Pukul 05.15 hari ini, Selasa 20 Juni 2023. Saya terkesan dengan lagu RUMPU-RAMPE, cuplikan atau lebih tepat penggalan berbagai lagu daerah NTT. Cuplikan itu disambung menjadi sebuan sajian spektakular.
Sudah lama saya dengar lagu itu tetapi saya tidak tahu diapa creatornya. Pagi ini 20/6 setelah dengar lagu itu, dalam keremangan pagi saya melihat agak.kabur. Tetapi saya tahu betul nama itu. Saya lalu menulis WA ke inovatornya Yustin Genohon SVD dengan menitip kata² ini: ini karya seniman sejati.
Tidak terasa, mungkin saat itu ama Yustin lagi berjuang dalam sakratul maut. 4 jam kemudian ada berita bahea sang kreator RUMPU-RAMPE itu telah tiada.

Tanpa Jarak
Saya mengenal Yustin sejak di Seminari Hokeng. Sejak saat itu dan hingga beberapa jam sebelum wafat kami selalu betkomunikasi. Tidak begitu sering tetapi komunikasi itu tetap ada.

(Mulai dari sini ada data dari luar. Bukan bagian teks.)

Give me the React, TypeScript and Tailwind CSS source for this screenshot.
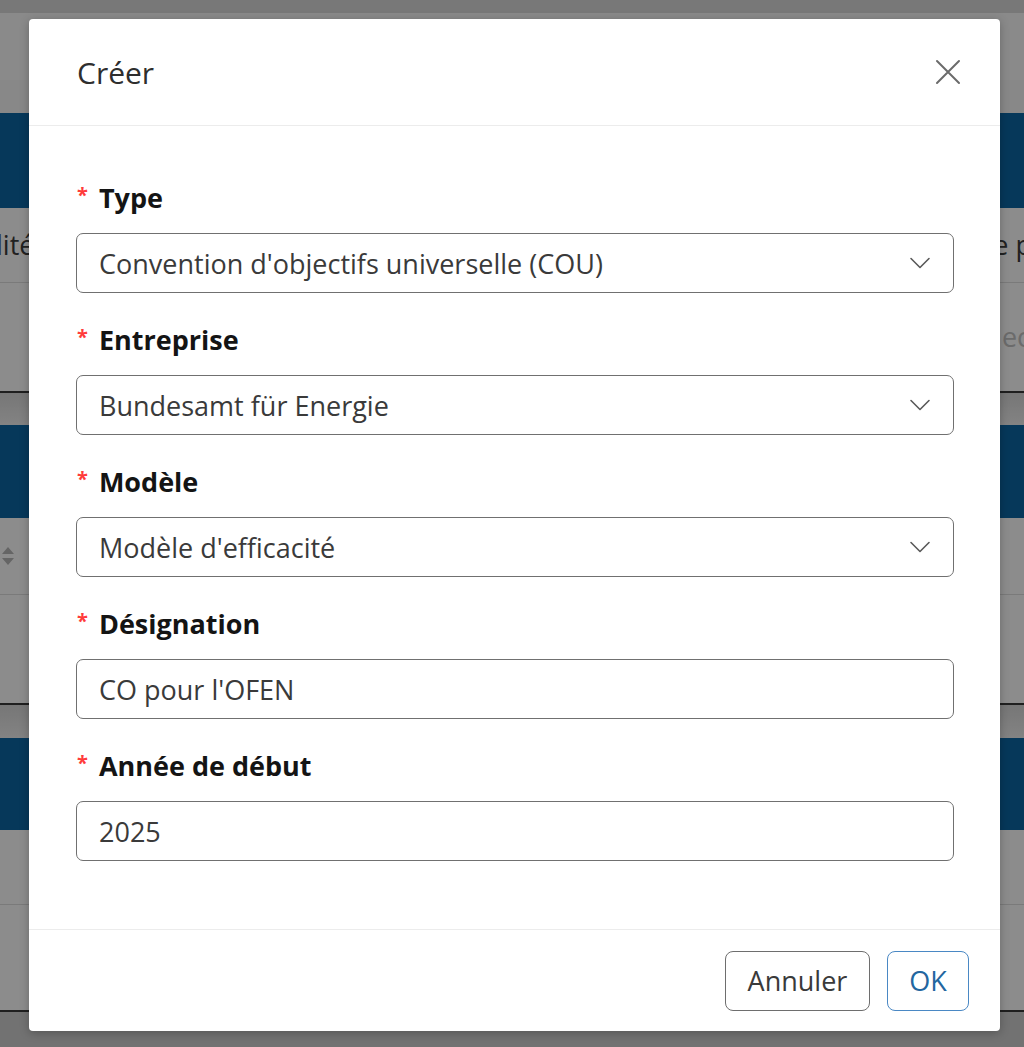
import React from "react";

const font = { fontFamily: '"Open Sans", "Noto Sans", Arial, sans-serif' };

function Chevron() {
  return (
    <svg width="22" height="14" viewBox="0 0 22 14" fill="none" className="shrink-0">
      <path d="M2 2.5 L11 11.5 L20 2.5" stroke="#5a5a5a" strokeWidth="1.6" strokeLinecap="round" strokeLinejoin="round" />
    </svg>
  );
}

function CloseIcon() {
  return (
    <svg width="26" height="26" viewBox="0 0 26 26" fill="none">
      <path d="M2 2 L24 24 M24 2 L2 24" stroke="#6b6b6b" strokeWidth="2" strokeLinecap="round" />
    </svg>
  );
}

function Label({ text }: { text: string }) {
  return (
    <div className="flex h-[36px] items-center">
      <span className="mr-[11px] ml-[1px] -mt-[4px] text-[20px] leading-none font-bold text-[#ff3b3b]">*</span>
      <span className="text-[27px] leading-none font-bold text-[#141414]">{text}</span>
    </div>
  );
}

function Field({ label, value, select }: { label: string; value: string; select?: boolean }) {
  return (
    <div className="flex flex-col gap-[18px]">
      <Label text={label} />
      <div className="flex h-[60px] items-center justify-between rounded-[7px] border-[1.5px] border-[#707070] bg-white pr-[22px] pl-[22px]">
        <span className="text-[27px] leading-none text-[#3a3a3a]">{value}</span>
        {select && <Chevron />}
      </div>
    </div>
  );
}

function Card({ navy, row1, row2, tail, left, right, right2, sort }: { navy: number; row1: number; row2: number; tail: string; left?: string; right?: string; right2?: string; sort?: boolean }) {
  return (
    <div className="flex flex-col">
      <div className="bg-[#0c66a4]" style={{ height: navy }} />
      <div className="flex items-center justify-between border-b border-[#dedede] bg-white" style={{ height: row1 }}>
        <div className="flex items-center">
          {sort && (
            <svg width="14" height="22" viewBox="0 0 14 22" className="ml-[1px]">
              <path d="M7 2 L13 9 H1 Z" fill="#b8b8b8" />
              <path d="M7 20 L13 13 H1 Z" fill="#b8b8b8" />
            </svg>
          )}
          {left && <span className="-ml-[4px] text-[27px] text-[#3c3c3c]">{left}</span>}
        </div>
        {right && <span className="-mr-[8px] text-[27px] text-[#3c3c3c]">{right}</span>}
      </div>
      <div className="flex items-center justify-end bg-white" style={{ height: row2 }}>
        {right2 && <span className="-mr-[6px] text-[27px] text-[#c4c4c4]">{right2}</span>}
      </div>
      <div className={tail} />
    </div>
  );
}

export default function App() {
  return (
    <div className="relative h-[1047px] w-[1024px] overflow-hidden bg-[#f2f2f2]" style={font}>
      {/* page behind the dialog */}
      <div className="flex flex-col">
        <div className="h-[13px] bg-[#dadada]" />
        <div className="h-[67px] bg-[#fbfbfb]" />
        <div className="h-[33px] bg-[#f7f7f7]" />
        <Card navy={95} row1={75} row2={108} left="lité" right="e p" right2="ec" tail="h-[34px] border-t-2 border-[#3a3a3a] bg-gradient-to-b from-[#d8d8d8] to-[#efefef]" />
        <Card navy={93} row1={77} row2={108} sort tail="h-[35px] border-t-2 border-[#3a3a3a] bg-gradient-to-b from-[#d8d8d8] to-[#efefef]" />
        <Card navy={92} row1={75} row2={105} tail="h-[40px] border-t-2 border-[#3a3a3a] bg-[#cfcfcf]" />
      </div>

      {/* backdrop */}
      <div className="absolute inset-0 bg-black/45" />

      {/* dialog */}
      <div className="absolute top-[19px] left-[29px] flex w-[971px] flex-col rounded-[4px] bg-white shadow-[0_2px_10px_rgba(0,0,0,0.25)]">
        <div className="flex h-[107px] items-center justify-between border-b border-[#ececec] pr-[39px] pl-[48px]">
          <h2 className="text-[30px] font-normal text-[#2e2e2e]">Créer</h2>
          <CloseIcon />
        </div>

        <div className="flex flex-col gap-[28px] pt-[53px] pr-[46px] pb-[68px] pl-[47px]">
          <Field label="Type" value="Convention d'objectifs universelle (COU)" select />
          <Field label="Entreprise" value="Bundesamt für Energie" select />
          <Field label="Modèle" value="Modèle d'efficacité" select />
          <Field label="Désignation" value="CO pour l'OFEN" />
          <Field label="Année de début" value="2025" />
        </div>

        <div className="flex items-center justify-end gap-[17px] border-t border-[#ececec] pt-[21px] pr-[31px] pb-[20px]">
          <button className="flex h-[60px] w-[145px] items-center justify-center rounded-[8px] border-[1.5px] border-[#6e6e6e] bg-white text-[27px] text-[#3a3a3a]">
            Annuler
          </button>
          <button className="flex h-[60px] w-[82px] items-center justify-center rounded-[8px] border-[1.5px] border-[#4a88c4] bg-white text-[27px] text-[#23669f]">
            OK
          </button>
        </div>
      </div>
    </div>
  );
}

Meski sebagai kaka kelas, tapi Yustin begitu rendah hati dan polos sehingga guyonan ‘nyambung’. Kadang kata-kata agak keluar rel tetapi selalu disampaikan tanpa beban.
Lebih lagi karena sekampung dengan Alo Baha (Pater Alo Baha, SVD) dan Bala Ile (Pater Bernard Bala Ile Luon, SVD) maka saya ditempatkan “selevel” untuk berbagai olokan, nasihat, dan kritik. Saya yang adik kelas pun karena dianggap setara, saya pun ikut mengata-ngatain Yustin. Dasar adik yang tidak tahu diri.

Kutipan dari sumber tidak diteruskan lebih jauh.